Intermediate Programming (CS390I)

Course Information

Title: Intermediate Programming
Institution: Metropolitan State University of Denver
Course ID: CS 390I
Semester: Fall 2014
Meetings: Mondays & Wednesdays 4:00PM - 5:50PM
Location: Central 101
Credit Hours: 4
Prerequisites: CS1050 & CS2050 with grades of "C" or better
Moodle Site: http://
Instructor: Dr. Jody Paul (schedule & office hours)
E-mail: jody @
Office: Science 1038 (x68435)
Campus Mail: Campus Box 38

Course Description

This course provides the opportunity and support for students who wish to solidify and extend the computer programming knowledge and abilities acquired in Computer Science l & 2 (CS 1050 & CS 2050). Topics covered include tools, techniques, and approaches to help tackle the programming tasks of domain analysis, program design, coding, building, testing, and principled debugging.

The course provides participants opportunities to gain experience, beyond what was available during Computer Science 1 & 2, and to expand the set of useful mental and technological tools. It also includes practical tips for becoming a better programmer, acquired over decades of experience in industry and the study of programming best practices.

Participants are expected to have a good working knowledge of the Java programming language and be willing to try out new approaches and techniques.


Cover of Henney book 97 Things Every Programmer Should Know:
Collective Wisdom from the Experts

edited by Kevlin Henney
O'Reilly (2010); ISBN 0596809484

Cover of Butcher book Debug It!
Find, Repair, and Prevent Bugs in Your Code

by Paul Butcher
Pragmatic Bookshelf (2009); ISBN 193435628X

Cover of JUnit book Practical Unit Testing with JUnit and Mockito
by Tomek Kaczanowski
Tomasz Kaczanowski (2013); ISBN 8393489393

Cover of Warburton book Java 8 Lambdas: Pragmatic Functional Programming
by Richard Warburton
O'Reilly (2014); ISBN 1449370772

Cover of JUnit book JUnit in Action, Second Edition
by Petar Tahchiev, et al.
Manning Publications (2010); ISBN 1935182021

Cover of Horstmann book Java SE 8 for the Really Impatient
by Cay S. Horstmann
Addison-Wesley Professional (2014); ISBN 0321927761

Cover of Schildt book Java: The Complete Reference, 9th Edition
by Herbert Schildt
McGraw-Hill Osborne (2014); ISBN 0071808558

Link to Additional References

Course Policies

Class Sessions & Websites

You are expected to prepare in advance for class sessions (reading, exercises, etc.), to participate in class discussions and activities, and to make in-class presentations. Participation in class discussions and activities is mandatory and constitutes part of the overall grade for the course.

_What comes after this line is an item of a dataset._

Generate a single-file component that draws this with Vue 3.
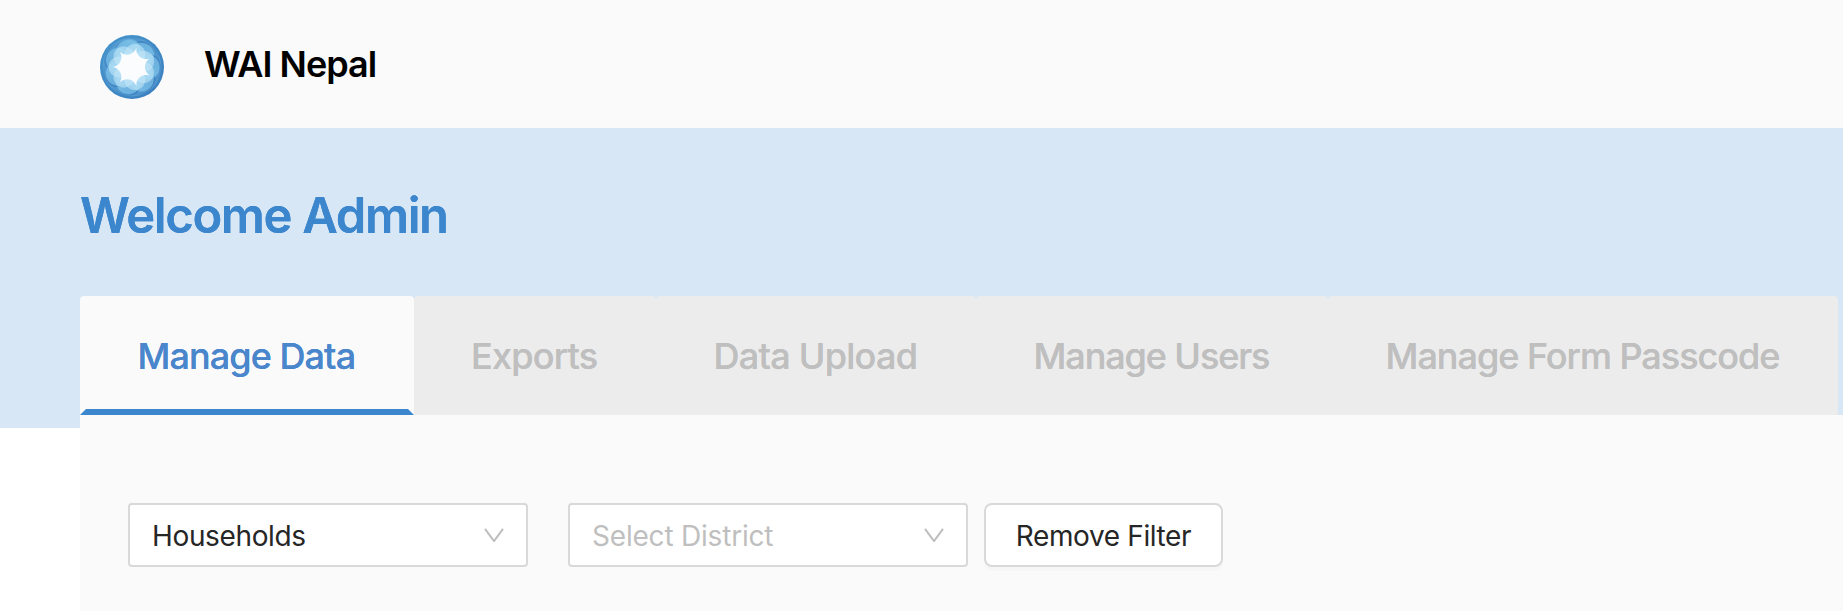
<script setup>
import { ref } from 'vue'

const tabs = [
  { id: 'data', label: 'Manage Data' },
  { id: 'exports', label: 'Exports' },
  { id: 'upload', label: 'Data Upload' },
  { id: 'users', label: 'Manage Users' },
  { id: 'passcode', label: 'Manage Form Passcode' },
]
const active = ref('data')

// Seven-fold rotation used by the logo rosette
const angles = Array.from({ length: 7 }, (_, i) => (i * 360) / 7)

const polar = (r, deg) => {
  const a = (deg * Math.PI) / 180
  return `${(32 + r * Math.cos(a)).toFixed(2)} ${(32 + r * Math.sin(a)).toFixed(2)}`
}
const star =
  `M${polar(19.6, 180)} ` +
  angles.map((a) => `A10 10 0 0 0 ${polar(19.6, 180 + a + 360 / 7)}`).join(' ') +
  'Z'
</script>

<template>
  <div class="page">
    <header class="header">
      <svg class="logo" viewBox="0 0 64 64" aria-hidden="true">
        <defs>
          <linearGradient id="rim" x1="0" y1="0" x2="1" y2="1">
            <stop offset="0" stop-color="#4596ce" />
            <stop offset="1" stop-color="#3a7cbd" />
          </linearGradient>
          <linearGradient id="blade" x1="0" y1="0" x2="1" y2="0">
            <stop offset="0" stop-color="#3476ba" stop-opacity=".7" />
            <stop offset="1" stop-color="#7cc4e9" stop-opacity=".6" />
          </linearGradient>
        </defs>
        <circle cx="32" cy="32" r="32" fill="url(#rim)" />
        <g v-for="a in angles" :key="'b' + a" :transform="`rotate(${a + 12} 32 32)`">
          <ellipse cx="32" cy="16.5" rx="20" ry="14" fill="url(#blade)" />
        </g>
        <g v-for="a in angles" :key="'m' + a" :transform="`rotate(${a - 13} 32 32)`">
          <circle cx="32" cy="17" r="12.5" fill="#86ccee" fill-opacity=".6" />
        </g>
        <g v-for="a in angles" :key="'l' + a" :transform="`rotate(${a + 13} 32 32)`">
          <circle cx="32" cy="19" r="10.5" fill="#c9eafa" fill-opacity=".55" />
        </g>
        <path :d="star" fill="#fafcfe" />
      </svg>
      <h2 class="brand">WAI Nepal</h2>
    </header>

    <main class="banner">
      <h1 class="welcome">Welcome Admin</h1>
      <nav class="tabs">
        <button
          v-for="t in tabs"
          :key="t.id"
          class="tab"
          :class="[t.id, { active: t.id === active }]"
          @click="active = t.id"
        >
          <span>{{ t.label }}</span>
        </button>
      </nav>
      <section class="panel">
        <div class="select first">
          <span class="value">Households</span>
          <svg class="arrow" viewBox="0 0 20 15"><path d="M1 .8 10 13.2 19 .8" /></svg>
        </div>
        <div class="select second">
          <span class="placeholder">Select District</span>
          <svg class="arrow" viewBox="0 0 20 15"><path d="M1 .8 10 13.2 19 .8" /></svg>
        </div>
        <button class="remove">Remove Filter</button>
      </section>
    </main>
  </div>
</template>

<style>
body {
  background: #fff;
  overflow: hidden;
}
</style>

<style scoped>
.page {
  height: 611px;
  overflow: hidden;
  font-family: Inter, "Liberation Sans", sans-serif;
}
.page * {
  box-sizing: border-box;
}
.header {
  display: flex;
  align-items: center;
  height: 128px;
  padding-left: 100px;
  background: #fafafa;
}
.logo {
  width: 64px;
  height: 64px;
  margin-top: 6px;
}
.brand {
  margin: 0 0 0 40px;
  font-size: 36px;
  line-height: 44px;
  font-weight: 600;
  letter-spacing: -1px;
  color: #000;
}
.banner {
  height: 483px;
  padding-left: 80px;
  background: linear-gradient(#d8e7f6 300px, #fff 300px);
}
.welcome {
  margin: 0;
  padding-top: 58px;
  height: 168px;
  font-size: 49px;
  line-height: 60px;
  font-weight: 600;
  letter-spacing: -1.37px;
  color: #3b86cc;
  text-shadow: 0 0 0.5px currentColor;
}
.tabs {
  display: flex;
  height: 119px;
}
.tab {
  flex: none;
  margin: 0;
  padding: 7px 0 0;
  border: 6px solid transparent;
  border-top: 0;
  border-radius: 4px 4px 0 0;
  background: #ececec;
  color: #bfbfbf;
  font: 500 36px/44px Inter, "Liberation Sans", sans-serif;
  white-space: nowrap;
  text-align: center;
  text-shadow: 0 0 0.5px currentColor;
}
.tab.active {
  background: #fafafa;
  color: #4a86cc;
  border-bottom-color: #3b86cc;
}
.tab span {
  margin-left: -1px;
}
.tab.data { width: 333.7px; letter-spacing: -0.92px; }
.tab.exports { width: 242px; letter-spacing: -0.76px; }
.tab.upload { width: 320.3px; letter-spacing: -0.72px; }
.tab.users { width: 352px; letter-spacing: -1.1px; }
.tab.passcode { width: 510px; letter-spacing: -1.02px; }
.panel {
  display: flex;
  align-items: flex-start;
  height: 196px;
  padding: 88px 0 0 48px;
  background: #fafafa;
}
.select {
  display: flex;
  align-items: center;
  justify-content: space-between;
  width: 400px;
  height: 64px;
  padding: 1px 22px 0;
  border: 2px solid #d9d9d9;
  border-radius: 4px;
  background: #fff;
  font-size: 28px;
  line-height: 34px;
  letter-spacing: -0.36px;
  color: #262626;
}
.first {
  margin-right: 40px;
}
.second {
  margin-right: 16px;
  letter-spacing: -0.2px;
}
.placeholder {
  color: #bfbfbf;
}
.arrow {
  width: 20px;
  height: 15px;
  fill: none;
  stroke: #bfbfbf;
  stroke-width: 2;
  stroke-linejoin: round;
}
.remove {
  width: 239px;
  height: 64px;
  margin: 0;
  padding: 2px 0 0;
  border: 2px solid #d9d9d9;
  border-radius: 8px;
  background: #fff;
  box-shadow: 0 4px 0 rgba(0, 0, 0, 0.016);
  font: 400 28px/34px Inter, "Liberation Sans", sans-serif;
  letter-spacing: -0.38px;
  color: #262626;
}
</style>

A substantial amount of information is disseminated during class sessions and via the course website. You are responsible for knowing this information whether or not you attended the sessions or accessed the website. Note in particular that the textbooks and references provide some but not all of the information necessary to successfully complete the course.

In addition to important course and domain information, the course support website also provides the vehicle for managing assignments and assessment.

Assignments & Projects

Assignments and projects represent your opportunity to practice applying the concepts, thereby enhancing your understanding, and to demonstrate your knowledge of the concepts and their application. Details regarding assignments and projects will be provided in class and on the course moodle website. Assignments must be turned in using the course moodle website unless explicitly specified otherwise. In particular, e-mail and hard-copy will not be accepted in lieu of online submission.

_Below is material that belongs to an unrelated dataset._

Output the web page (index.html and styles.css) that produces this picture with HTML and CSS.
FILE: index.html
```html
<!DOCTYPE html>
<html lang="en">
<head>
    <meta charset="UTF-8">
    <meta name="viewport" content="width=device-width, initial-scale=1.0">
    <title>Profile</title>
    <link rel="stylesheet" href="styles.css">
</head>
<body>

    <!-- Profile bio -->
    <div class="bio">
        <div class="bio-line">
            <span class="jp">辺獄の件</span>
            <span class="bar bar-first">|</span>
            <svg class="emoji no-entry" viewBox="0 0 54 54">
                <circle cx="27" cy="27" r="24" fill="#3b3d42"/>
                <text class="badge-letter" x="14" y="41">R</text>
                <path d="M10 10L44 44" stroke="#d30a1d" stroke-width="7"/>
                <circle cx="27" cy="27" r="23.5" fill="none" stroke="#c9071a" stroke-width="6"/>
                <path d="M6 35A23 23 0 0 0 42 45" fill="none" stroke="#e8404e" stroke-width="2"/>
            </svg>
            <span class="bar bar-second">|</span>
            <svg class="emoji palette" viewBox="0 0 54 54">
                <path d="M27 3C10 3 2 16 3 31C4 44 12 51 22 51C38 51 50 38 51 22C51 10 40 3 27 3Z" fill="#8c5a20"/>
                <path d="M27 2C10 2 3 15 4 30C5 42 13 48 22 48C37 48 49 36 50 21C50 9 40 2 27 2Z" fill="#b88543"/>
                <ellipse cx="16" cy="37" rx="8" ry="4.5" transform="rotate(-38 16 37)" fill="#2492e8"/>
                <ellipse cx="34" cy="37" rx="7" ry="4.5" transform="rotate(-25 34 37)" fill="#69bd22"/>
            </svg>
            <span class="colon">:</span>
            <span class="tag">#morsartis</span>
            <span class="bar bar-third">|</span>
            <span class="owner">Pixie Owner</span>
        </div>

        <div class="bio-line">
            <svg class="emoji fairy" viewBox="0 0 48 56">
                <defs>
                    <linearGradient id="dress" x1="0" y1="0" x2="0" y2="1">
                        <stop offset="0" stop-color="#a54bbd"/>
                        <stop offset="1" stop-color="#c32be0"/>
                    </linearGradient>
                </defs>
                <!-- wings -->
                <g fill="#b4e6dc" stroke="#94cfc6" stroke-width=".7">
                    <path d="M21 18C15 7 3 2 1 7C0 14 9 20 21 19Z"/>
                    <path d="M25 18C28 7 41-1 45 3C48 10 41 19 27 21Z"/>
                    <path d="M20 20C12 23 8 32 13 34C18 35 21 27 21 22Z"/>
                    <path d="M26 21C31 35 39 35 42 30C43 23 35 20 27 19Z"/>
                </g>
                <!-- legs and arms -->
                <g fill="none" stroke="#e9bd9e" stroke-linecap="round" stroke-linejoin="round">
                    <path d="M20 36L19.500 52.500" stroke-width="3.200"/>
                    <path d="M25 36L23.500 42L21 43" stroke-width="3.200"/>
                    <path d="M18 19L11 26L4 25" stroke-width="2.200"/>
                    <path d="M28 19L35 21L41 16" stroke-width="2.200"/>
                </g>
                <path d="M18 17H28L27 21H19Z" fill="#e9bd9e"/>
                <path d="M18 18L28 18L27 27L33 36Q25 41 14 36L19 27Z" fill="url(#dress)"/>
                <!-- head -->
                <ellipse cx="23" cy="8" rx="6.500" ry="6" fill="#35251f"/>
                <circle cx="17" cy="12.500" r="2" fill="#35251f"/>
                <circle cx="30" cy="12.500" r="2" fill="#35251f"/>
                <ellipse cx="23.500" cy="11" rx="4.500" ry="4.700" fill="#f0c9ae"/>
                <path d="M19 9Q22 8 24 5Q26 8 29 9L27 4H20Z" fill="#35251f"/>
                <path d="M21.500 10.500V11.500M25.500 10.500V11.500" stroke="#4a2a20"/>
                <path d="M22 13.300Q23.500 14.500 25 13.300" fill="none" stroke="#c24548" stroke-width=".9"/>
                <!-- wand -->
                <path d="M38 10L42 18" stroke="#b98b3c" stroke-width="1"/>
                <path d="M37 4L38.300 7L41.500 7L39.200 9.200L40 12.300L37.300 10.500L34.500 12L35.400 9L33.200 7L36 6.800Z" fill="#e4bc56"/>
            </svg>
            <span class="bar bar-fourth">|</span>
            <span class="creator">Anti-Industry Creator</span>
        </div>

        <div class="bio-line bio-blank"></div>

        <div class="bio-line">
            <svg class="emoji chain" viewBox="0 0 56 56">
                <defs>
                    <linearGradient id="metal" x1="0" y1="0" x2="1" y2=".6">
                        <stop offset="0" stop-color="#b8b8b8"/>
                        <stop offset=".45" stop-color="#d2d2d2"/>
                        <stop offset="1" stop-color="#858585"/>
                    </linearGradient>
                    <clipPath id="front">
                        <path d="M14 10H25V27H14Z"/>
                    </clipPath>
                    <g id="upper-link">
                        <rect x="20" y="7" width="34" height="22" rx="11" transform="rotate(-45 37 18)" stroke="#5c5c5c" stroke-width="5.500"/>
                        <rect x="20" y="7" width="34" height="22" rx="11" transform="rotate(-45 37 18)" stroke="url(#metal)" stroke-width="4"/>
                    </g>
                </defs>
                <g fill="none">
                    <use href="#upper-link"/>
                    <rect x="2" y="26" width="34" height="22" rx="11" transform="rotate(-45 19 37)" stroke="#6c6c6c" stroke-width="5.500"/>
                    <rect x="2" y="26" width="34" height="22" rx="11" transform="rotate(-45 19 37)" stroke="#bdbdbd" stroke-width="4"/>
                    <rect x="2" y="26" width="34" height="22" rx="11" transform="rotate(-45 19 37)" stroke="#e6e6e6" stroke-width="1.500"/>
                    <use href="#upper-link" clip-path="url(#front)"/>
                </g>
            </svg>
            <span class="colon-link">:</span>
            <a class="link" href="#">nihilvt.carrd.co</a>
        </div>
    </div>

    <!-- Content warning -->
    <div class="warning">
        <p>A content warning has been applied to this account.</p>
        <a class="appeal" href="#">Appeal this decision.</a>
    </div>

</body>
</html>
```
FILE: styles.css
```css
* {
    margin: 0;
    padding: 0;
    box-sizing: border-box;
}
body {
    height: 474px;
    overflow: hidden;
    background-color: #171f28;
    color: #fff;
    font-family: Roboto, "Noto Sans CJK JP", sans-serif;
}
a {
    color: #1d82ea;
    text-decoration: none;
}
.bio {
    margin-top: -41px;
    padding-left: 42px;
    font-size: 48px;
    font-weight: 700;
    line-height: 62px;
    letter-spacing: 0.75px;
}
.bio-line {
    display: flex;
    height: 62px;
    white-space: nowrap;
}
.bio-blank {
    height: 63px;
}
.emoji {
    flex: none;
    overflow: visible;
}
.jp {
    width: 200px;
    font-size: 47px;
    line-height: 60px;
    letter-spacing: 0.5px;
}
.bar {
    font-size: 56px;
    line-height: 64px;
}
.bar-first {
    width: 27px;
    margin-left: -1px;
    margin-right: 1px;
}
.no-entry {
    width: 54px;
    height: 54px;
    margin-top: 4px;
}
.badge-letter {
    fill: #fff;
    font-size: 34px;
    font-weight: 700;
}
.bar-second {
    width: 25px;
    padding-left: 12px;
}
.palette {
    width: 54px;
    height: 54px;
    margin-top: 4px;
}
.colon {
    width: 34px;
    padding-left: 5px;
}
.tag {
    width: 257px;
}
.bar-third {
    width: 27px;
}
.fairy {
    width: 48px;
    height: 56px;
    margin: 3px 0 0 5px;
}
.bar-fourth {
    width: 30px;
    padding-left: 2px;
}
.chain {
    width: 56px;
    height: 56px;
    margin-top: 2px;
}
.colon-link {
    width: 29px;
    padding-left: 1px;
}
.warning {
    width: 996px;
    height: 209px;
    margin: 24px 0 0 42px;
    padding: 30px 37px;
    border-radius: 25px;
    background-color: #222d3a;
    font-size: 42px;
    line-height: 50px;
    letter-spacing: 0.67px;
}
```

Every assignment and project turned in must include a section (maximum 150 words) labeled “Reflection” in which you are expected to reflect on the experience of working on the assignment or project and describe your personal insights and observations associated with the experience. This reflection is required whether or not the assignment specification mentions it explicitly. Reflections comprise a portion of the score of every assignment and project.

Assignment Deliverables

Online Submission

Assignments must be turned in using the course website unless explicitly specified otherwise. In particular, e-mail and hard-copy will not be accepted in lieu of online submission. To indicate submission of an assignment, you must click the Submit button for that assignment. Note that while this allows you to keep a working-draft version on the system, failure to click the Submit button will result in no earned score for the assignment.

Deliverable Formats

Formats of documentation files turned in for assignments must not depend on specific operating system or commercial software. The following are examples of generally acceptable formats: text (ASCII or UNICODE UTF-8), HTML, PDF, GIF, JPEG, PNG. The following are examples of specifically unacceptable formats: Microsoft Word, Apple Pages, Microsoft PowerPoint.

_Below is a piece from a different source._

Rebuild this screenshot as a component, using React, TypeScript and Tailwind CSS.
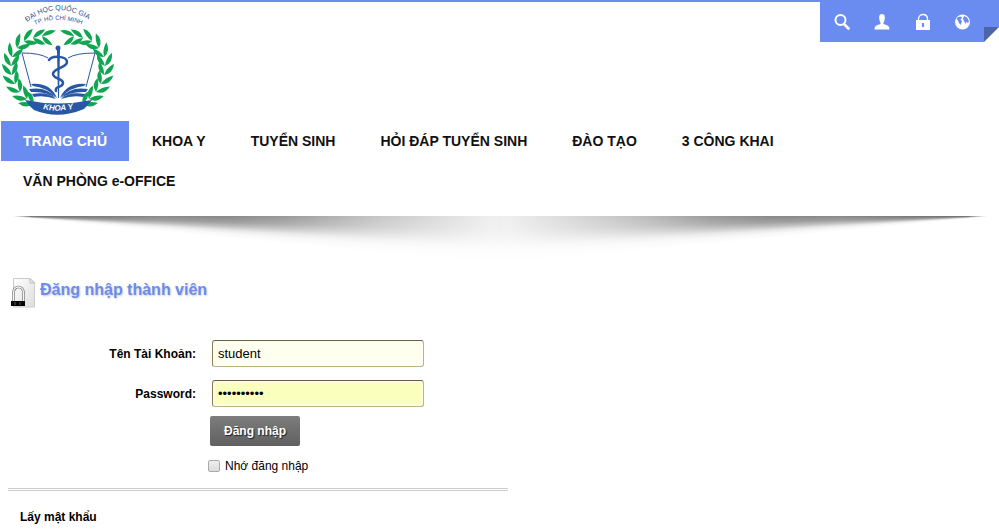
import React from "react";

const NAV_ITEMS = [
  "TRANG CHỦ",
  "KHOA Y",
  "TUYỂN SINH",
  "HỎI ĐÁP TUYỂN SINH",
  "ĐÀO TẠO",
  "3 CÔNG KHAI",
  "VĂN PHÒNG e-OFFICE",
];

// Points along the stem of the left laurel branch: x, y, growth direction in degrees
const STEM = [
  [33, 102, 213],
  [27, 97, 221],
  [20, 90, 231],
  [15, 82, 243],
  [12, 73, 257],
  [11, 64, 272],
  [12, 55, 290],
  [17, 46, 311],
  [24, 39, 335],
  [33, 36, 354],
  [42, 34, 8],
];

function Branch() {
  return (
    <g fill="#10a553">
      {STEM.map(([x, y, a]) => (
        <g key={y} transform={`translate(${x} ${y}) rotate(${a})`}>
          <path d="M0 0Q7 -6 15 0Q7 3 0 0Z" transform="rotate(-29)" />
          <path d="M0 0Q7 -3 14 0Q7 6 0 0Z" transform="rotate(33)" />
        </g>
      ))}
    </g>
  );
}

function Logo() {
  return (
    <svg width="117" height="115" viewBox="0 0 117 115" role="img" aria-label="Khoa Y">
      <defs>
        <path id="arc-top" d="M27 20Q58 -4 92 20" />
        <path id="arc-sub" d="M35 23Q58 12 86 24" />
        <path id="arc-name" d="M43 107Q59 111 80 105" />
      </defs>
      <g fill="#2c4f92" fontFamily="Liberation Sans, Arial, sans-serif">
        <text fontSize="7">
          <textPath href="#arc-top">ĐẠI HỌC QUỐC GIA</textPath>
        </text>
        <text fontSize="6">
          <textPath href="#arc-sub">TP. HỒ CHÍ MINH</textPath>
        </text>
      </g>
      <Branch />
      <g transform="translate(116 0) scale(-1 1)">
        <Branch />
      </g>
      <g fill="none" stroke="#2758a5">
        <path d="M48 56Q40 51 22 51L31 85M68 56Q76 51 95 51L86 85" />
      </g>
      <g fill="#2758a5">
        <path d="M31 82Q50 80 57 96Q46 85 33 84ZM29 87Q47 84 56 96Q46 89 31 90ZM32 92Q48 89 56 97Q44 93 34 95Z" />
        <path d="M86 82Q67 80 60 96Q71 85 84 84ZM88 87Q70 84 61 96Q71 89 86 90ZM85 92Q69 89 61 97Q73 93 83 95Z" />
        <circle cx="58" cy="46" r="2.500" />
        <path d="M57 48H60L59 96H58Z" />
        <path d="M25 98Q58 105 92 98Q87 104 84 107Q58 118 34 108Q29 104 25 98Z" />
      </g>
      <path
        d="M49 58C52 53 67 54 67 60C67 66 53 66 53 72C53 77 63 76 63 81C63 86 54 84 56 89"
        fill="none"
        stroke="#2758a5"
        strokeWidth="2.500"
        strokeLinecap="round"
      />
      <text
        fontSize="8"
        fontWeight="bold"
        fontStyle="italic"
        fill="#fff"
        fontFamily="Liberation Sans, Arial, sans-serif"
      >
        <textPath href="#arc-name">KHOA Y</textPath>
      </text>
    </svg>
  );
}

function ToolButton({ label, children }: { label: string; children: React.ReactNode }) {
  return (
    <button type="button" aria-label={label} className="flex h-10 w-10 items-center justify-center">
      <svg width="18" height="18" viewBox="0 0 18 18" fill="#fff">
        {children}
      </svg>
    </button>
  );
}

function Toolbar() {
  return (
    <div className="flex items-start">
      <div className="flex h-10 bg-[#6a8cf0] px-0.5">
        <ToolButton label="Tìm kiếm">
          <circle cx="7.500" cy="7" r="5" fill="none" stroke="#fff" strokeWidth="2" />
          <path d="M11 11L15.500 15.500" stroke="#fff" strokeWidth="2.600" strokeLinecap="round" />
        </ToolButton>
        <ToolButton label="Tài khoản">
          <path d="M9 1C6 1 6 4 6.3 6C6.5 8 7 8.700 7.500 9.500V11C4 12.200 1.500 12.500 1.500 16.500H16.500C16.500 12.500 14 12.200 10.500 11V9.500C11 8.700 11.500 8 11.700 6C12 4 12 1 9 1Z" />
        </ToolButton>
        <ToolButton label="Đăng nhập">
          <path d="M5.500 8V6C5.500 0 14.500 0 14.500 6V8" fill="none" stroke="#fff" strokeWidth="1.300" />
          <path d="M3 7H17V17H3ZM9 10V14H11V10Z" fillRule="evenodd" />
        </ToolButton>
        <ToolButton label="Ngôn ngữ">
          <circle cx="9.500" cy="9" r="7.500" />
          <path
            d="M3.500 5.500L5 4L8 3.500L9 5L7.500 6.500L9 8.500L7.500 12L6 10L5 7.500ZM11 3L14 4.500L16 8L15 10.500L13.500 8.500L12.500 11L11 8L10 6Z"
            fill="#6a8cf0"
          />
        </ToolButton>
      </div>
      <svg width="15" height="40" viewBox="0 0 15 40" aria-hidden="true">
        <path d="M0 0H15V25H0Z" fill="#6a8cf0" />
        <path d="M0 25H15L0 40Z" fill="#4c64a8" />
      </svg>
    </div>
  );
}

function ShadowHalf() {
  return (
    <div className="h-14 flex-1 bg-[conic-gradient(from_90deg_at_-8px_0,#000_0deg,#000c_1.6deg,#0008_2.6deg,#0003_3.6deg,#0001_4.4deg,transparent_5.6deg,transparent_360deg)] [mask-image:linear-gradient(to_right,transparent,#0009_4%,#0007_30%,#0007_45%,#0006_56%,#0004_70%,#0003_78%,#0002_88%,#0001_98%)]" />
  );
}

function LoginIcon() {
  return (
    <svg width="26" height="30" viewBox="0 0 26 30" aria-hidden="true">
      <defs>
        <linearGradient id="paper" x1="0" y1="0" x2="1" y2="1">
          <stop offset="0" stopColor="#fff" />
          <stop offset="1" stopColor="#ddd" />
        </linearGradient>
      </defs>
      <path d="M3.500 .500H20L24.500 5V29H3.500Z" fill="url(#paper)" stroke="#ccc" />
      <path d="M20 .500V5H24.500Z" fill="#eee" stroke="#bbb" />
      <path d="M3.500 23V15C3.500 7 13.500 7 13.500 15V23" fill="none" stroke="#777" strokeWidth="2.600" />
      <path d="M3.500 23V15C3.500 7 13.500 7 13.500 15V23" fill="none" stroke="#f5f5f5" strokeWidth="1.300" />
      <path d="M1 23H15V28H1Z" fill="#050505" />
      <path d="M5 24V27M10 24V27" stroke="#555" />
    </svg>
  );
}

const field =
  "h-[27px] w-[212px] rounded-[3px] border border-[#c0b185] border-t-[#6a6045] border-l-[#8b7d58] px-[5px] text-[13px] text-black outline-none";

export default function App() {
  return (
    <div className="min-h-screen bg-white font-['Liberation_Sans',Arial,sans-serif] text-xs text-black">
      <header className="border-t-2 border-[#6a8cf0]">
        <div className="flex items-start justify-between">
          <a href="#" className="block pb-1">
            <Logo />
          </a>
          <Toolbar />
        </div>
        <nav className="px-px">
          <ul className="flex max-w-[960px] flex-wrap gap-x-px">
            {NAV_ITEMS.map((item, i) => (
              <li key={item}>
                <a
                  href="#"
                  className={
                    i === 0
                      ? "block bg-[#6a8cf0] px-[22px] text-sm leading-10 font-bold text-white"
                      : "block px-[22px] text-sm leading-10 font-bold text-[#111]"
                  }
                >
                  {item}
                </a>
              </li>
            ))}
          </ul>
        </nav>
      </header>

      <div className="mx-3 mt-[15px] flex" aria-hidden="true">
        <ShadowHalf />
        <div className="flex flex-1 -scale-x-100">
          <ShadowHalf />
        </div>
      </div>

      <main className="max-w-[516px] px-2 pt-1.5">
        <h1 className="flex items-start gap-1 pl-0.5 text-base leading-6 font-bold text-[#6a8cf0] [text-shadow:1px_1px_2px_#ccc]">
          <LoginIcon />
          Đăng nhập thành viên
        </h1>

        <form className="pt-8" onSubmit={(e) => e.preventDefault()}>
          <div className="flex items-center gap-4">
            <label htmlFor="user" className="w-[188px] text-right font-bold">
              Tên Tài Khoản:
            </label>
            <input id="user" type="text" defaultValue="student" className={`${field} bg-[#fffff0]`} />
          </div>
          <div className="flex items-center gap-4 pt-[13px]">
            <label htmlFor="pass" className="w-[188px] text-right font-bold">
              Password:
            </label>
            <input
              id="pass"
              type="password"
              defaultValue="abcdefghij"
              className={`${field} bg-[#faffbd] shadow-[inset_0_0_0_2px_#fffbe0]`}
            />
          </div>
          <div className="pt-[9px] pl-[202px]">
            <button
              type="submit"
              className="block h-[30px] rounded-xs bg-linear-to-b from-[#7d7d7d] to-[#606060] px-3.5 font-bold text-white [text-shadow:1px_1px_1px_#222]"
            >
              Đăng nhập
            </button>
          </div>
          <div className="flex items-center gap-[5px] pt-3 pb-3.5 pl-[200px]">
            <input
              id="remember"
              type="checkbox"
              className="size-3 appearance-none rounded-xs border border-[#aaa] bg-linear-to-b from-[#eee] to-[#ddd] checked:bg-[#6a8cf0]"
            />
            <label htmlFor="remember">Nhớ đăng nhập</label>
          </div>
        </form>

        <div className="border-t-3 border-double border-[#ccc] px-3 pt-[18px]">
          <a href="#" className="font-bold">
            Lấy mật khẩu
          </a>
        </div>
      </main>
    </div>
  );
}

Acceptable formats for archives include only tar, gz, and zip.

Note that a deliverable submitted in an unacceptable format is equivalent to no submission at all. If you are unsure about the acceptability of a file format, please check with your instructor well prior to submission.

Quiet Period

The 24-hour period immediately preceding the published due date/time for each assignment is considered a quiet period. During that 24-hour interval, the instructor will not address questions directly referencing that specific assignment. All students are strongly encouraged to complete assignments well in advance of this quiet period. Further, since computer systems are likely to be strained during the 24-hour period immediately preceding a published due date/time, you should not depend on such systems, including the course support servers, to be consistently available during that period.

Due Dates/Times

Deliverables associated with assignments may be aubmitted for scoring at any time prior to the published due date/time.

No assignment deliverables will be accepted more than 24 hours after the published due date/time.

N.B. All risks associated with late submissions are assumed by the student. Note in particular that system and network failures occuring after the due date/time will not result in an extension of the late submission acceptance period.

Because there are so many risks to completion and submission, you are strongly encouraged to target completion of assignments no less than 24 hours prior to the published due date/time. Illness, crises, and emergency situations will be dealt with on a case-by-case basis in accordance with University, School, and Departmental policies.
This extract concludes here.